The present invention relates to an ice skate, particularly for speed skating.
Conventional ice skates are generally composed of a shoe associated with a support having a longitudinal steel blade which is used as a means for gliding on a frozen surface.
In conventional ice skates the shoe support is coupled to the blade in a fixed manner, so that every movement of the foot is matched by an equal movement of the support and therefore of the blade.
However, said conventional types of skate do not allow the user to skate in an optimum manner, since they do not allow optimum transmission of efforts from the foot to the blade because for example during thrusting the front part of the blade is loaded and may therefore catch at discontinuities in the ice.
WO 96/37269 discloses a frame for ice skates comprising an upper half-frame with means for coupling to a shoe and a lower half-frame which is coupled, by means of pivoting mechanisms, to said upper half-frame for an oscillation on a main plane. The half-frames can oscillate with respect to each other and perform a translatory motion along said main plane, entailing a forward oscillation of the foot both at the tip region and at the heel region.

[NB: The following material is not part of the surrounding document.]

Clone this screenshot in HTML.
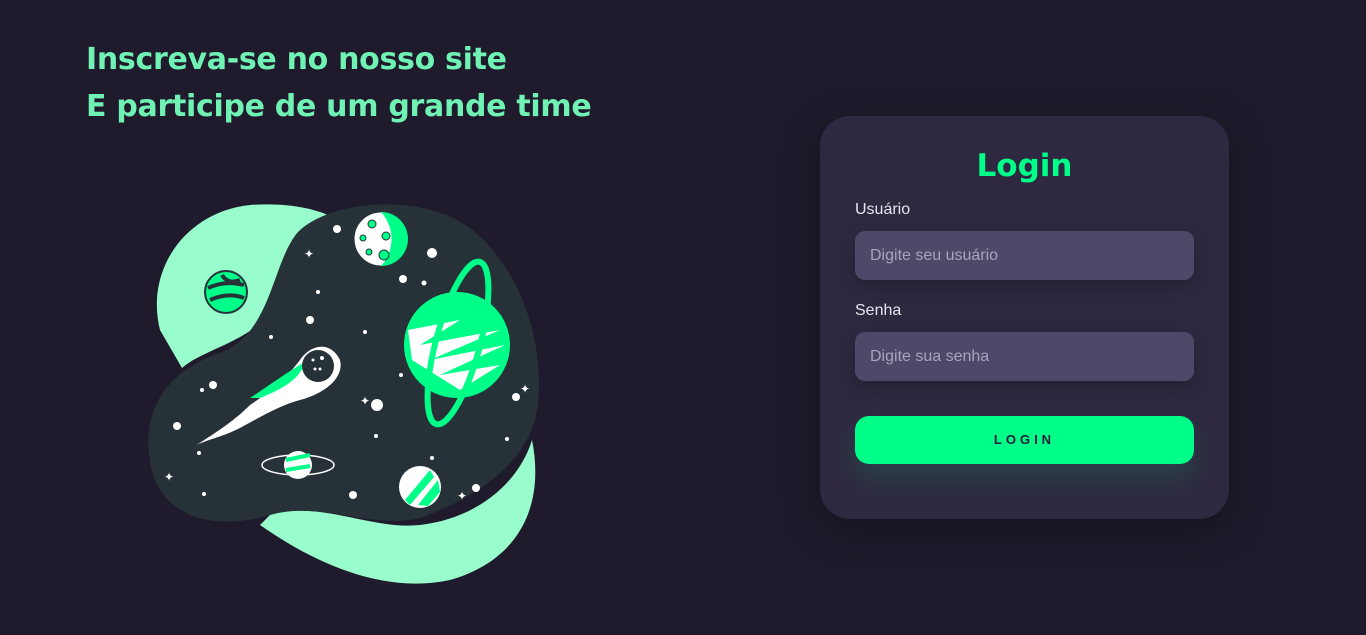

A schematic illustration of the movement of the foot which can be achieved with this solution is given in the accompanying FIGS. 3, 10 and 11.
As mentioned, in this solution the translatory and rotary motion of the half-frames produces a forward movement of the entire foot and therefore of both the tip and the heel; bearing in mind that the blade of the ice skate is usually radiused, in the above solution the foot performs a forward movement, loading the front part of the blade, whose primary function is not thrusting but control.
Moreover, loading the forward region of the blade makes the blade penetrate the ice and may cause jamming at other discontinuities in the ice, accordingly making the skating action less efficient.
During thrusting, the point of the blade in contact with the ice that yields the highest efficiency can in fact be determined by means of a biomechanical study of the thrusting action: this study leads to consider that the part of the blade that allows highest efficiency during thrusting is the rearmost part, as shown for example in WO 9601671, which shows that during gliding over the ice the position of the skater entails a backward-shifted position of the pelvis so that the center of gravity is arranged at the point of contact between the blade and the ice.
The result is that the tip of the blade is not in contact with the ice while the rearward part of the blade is. This allows better gliding, since friction between the blade and the ice occurs in a point corresponding to the center of gravity of the skater and therefore in a point of higher inertia.
During thrusting, the blade is arranged edgeways on the ice, assuming, by means of the backward-shifted pelvis position, that the rearward region of the blade is always the one that is interfaced with the ice: in skating biomechanics terms, the thrusting line runs through the extension of the leg along a path which is determined by the alignment of the trunk, pelvis, knee, and ankle, and the continuation of said line through the ice allows to determine the point of contact between the blade and the ice which ensures the most efficient return of energy. This means higher acceleration in relation to the energy transmitted by the skater.
The cited skates force the skater to use the front part of the blade during the last steps of the thrusting action and this entails a slight speed reduction or braking effect due to the fact that the blade tends to catch in the ice and cut a groove.
This factor is even more important when skating on natural ice, which often has many cracks and imperfections and where the above-mentioned catching therefore occurs.
Therefore, the skater runs the risk of guiding the blade into one of these grooves rather than making the blade pass beyond this obstacle, but this requires continuous trajectory corrections, wasting energy which would be useful in skating.